Girls won top honors for the first time last week in the Siemens Competition in Math, Science and Technology, one of the nation's most coveted student science awards, and contestants from the Philadelphia region got plenty of notice.
Isha Himani Jain, 16, a senior at Freedom High School in Bethlehem, Pa., placed first in the individual category for her studies of bone growth in zebra fish, whose tail fins grow in spurts, similar to the way children's bones do. She will get a $100,000 scholarship.
Janelle Schlossberger and Amanda Marinoff, both 17 and seniors at Plainview-Old Bethpage John F. Kennedy High School on Long Island, split the other $100,000 top prize, in the team category, for creating a molecule that helps block the reproduction of drug-resistant tuberculosis bacteria.
The girls' victories are "wonderful news, but I can't honestly say it's shocking," said Nancy Hopkins, a biologist at the Massachusetts Institute of Technology.
Hopkins helped start a national discussion about girls and science two years ago when she walked out of a talk by Harvard University's president, Lawrence H. Summers, after he suggested that innate differences between men and women might be one reason that fewer women than men succeed in math and science careers.
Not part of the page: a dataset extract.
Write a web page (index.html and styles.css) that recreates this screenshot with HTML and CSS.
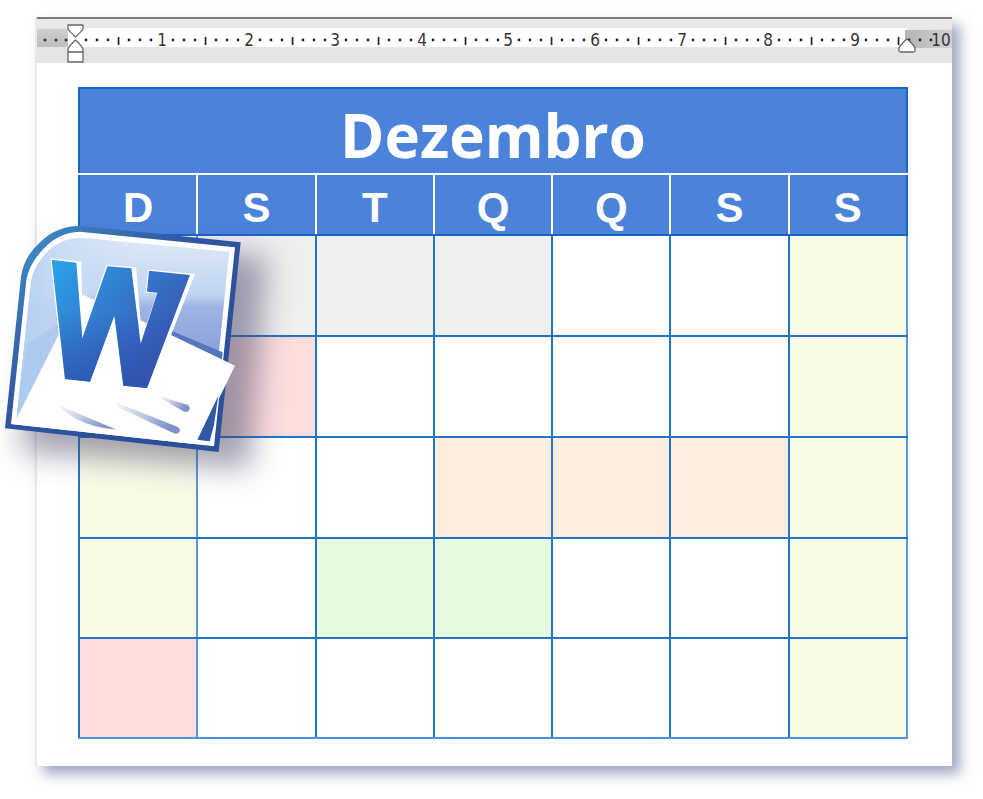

Summers apologized during the ensuing furor; he announced his resignation as Harvard's president 13 months later.
"Why do people think girls can't do science?" Hopkins said last week. "Where did this crazy idea ever come from?"
James Whaley, president of the Siemens Foundation, which oversees the competition for Siemens AG, a global electronics and engineering company, said the competition results sent a great message to young women.
It certainly did for three homeschooled girls from both sides of the Delaware River near Trenton.
When their team - Caroline Lang of Yardley and Naomi Collipp of Levittown, both 16, and Rebecca Ehrhardt, 15, of Hamilton Square, N.J. - gave the required 12-minute presentation last Sunday, they used a Power Point presentation to demonstrate their "Burgercam" monitoring system.
The Burgercam is designed to determine when E. coli bacteria in hamburgers have been safely eliminated by measuring the shrinkage of each patty when fully cooked.
Several hundreds of hamburgers later, the girls took home fifth place nationally and split $20,000 in scholarship money.
Caroline, Rebecca and Naomi, called "the Hamburger Girls," said they had been friends since they were toddlers and had stayed in touch through a group for home-schooled children.
"They were concerned it wasn't sophisticated enough, but they wanted to try," said Rebecca's mother, Alicia Butcher Ehrhardt, a plasma physicist.
More than 1,600 students nationwide entered the Siemens competition. After several rounds of judging by a panel of scientists led by Joseph Taylor, winner of the 1993 Nobel Prize in physics and a professor emeritus at Princeton, 20 finalists were chosen. They presented their projects at New York University and vied for scholarships ranging from $10,000 to $100,000.
Eleven of the finalists were girls - the first year that girls outnumbered boys in the finals. Most of the finalists attend public school. Three-quarters of them have a parent who is a scientist.
Isha Himani Jain, who took the top individual prize home to Bethlehem, published her first research paper with her father, a professor at Lehigh University, when she was 10 or 11; her mother is a doctor.
Isha said she chose to study zebra fish - work that she has already published in the journal Developmental Dynamics - because they are a good animal model.
"They're simple creatures, and if you amputate their fins they regenerate," she said.
She said her research should lead to understanding bone growth in other vertebrates along with bone disorders in humans.
At last week's awards ceremony, Isha teared up during her brief acceptance speech, then ran and jumped into her father's arms.